A continuous function $f : [a,b] \to [a,b]$ is called piecewise monotone if $[a, b]$ can be subdivided into finitely many subintervals $$I_1 = [c_0,c_1], I_2 = [c_1,c_2], \dots , I_\ell = [ c_{\ell - 1},c_\ell ]$$ such that $f$ restricted to each interval $I_j$ is strictly monotone, either increasing or decreasing. Here we are assuming that $a = c_0 < c_1 < \cdots < c_{\ell - 1} < c_\ell = b$. We are also assuming that each $I_j$ is a maximal interval on which $f$ is strictly monotone. Such a maximal interval is called a lap of the function $f$, and the number $\ell = \ell (f)$ of distinct laps is called the lap number of $f$. If $f : [a,b] \to [a,b]$ is a continuous piecewise-monotone function, show that the sequence $( \sqrt[n]{\ell (f^n )})$ converges; here $f^n$ means $f$ composed with itself $n$-times, so $f^2 (x) = f(f(x))$ etc.

Is the series $$\sum_{n=0}^{\infty} \frac{n!}{(n+1)^{n}}\cdot \left(\frac{19}{7}\right)^{n}$$ convergent or divergent?

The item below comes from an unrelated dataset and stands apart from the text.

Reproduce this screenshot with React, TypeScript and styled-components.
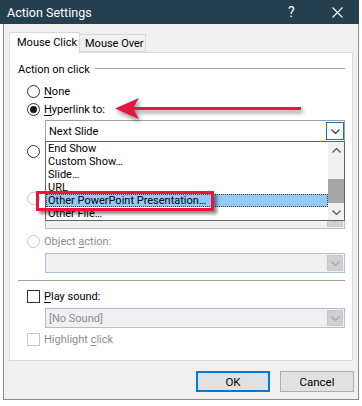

Let $f: [0, \infty) \to [0, \infty)$ be a continuous function with $f(0)>0$ and having the property $$x-y<f(y)-f(x) \le 0~\forall~0 \le x<y.$$ Prove that: $a)$ There exists a unique $\alpha \in (0, \infty)$ such that $(f \circ f)(\alpha)=\alpha.$ $b)$ The sequence $(x_n)_{n \ge 1},$ defined by $x_1 \ge 0$ and $x_{n+1}=f(x_n)~\forall~n \in \mathbb{N}$ is convergent.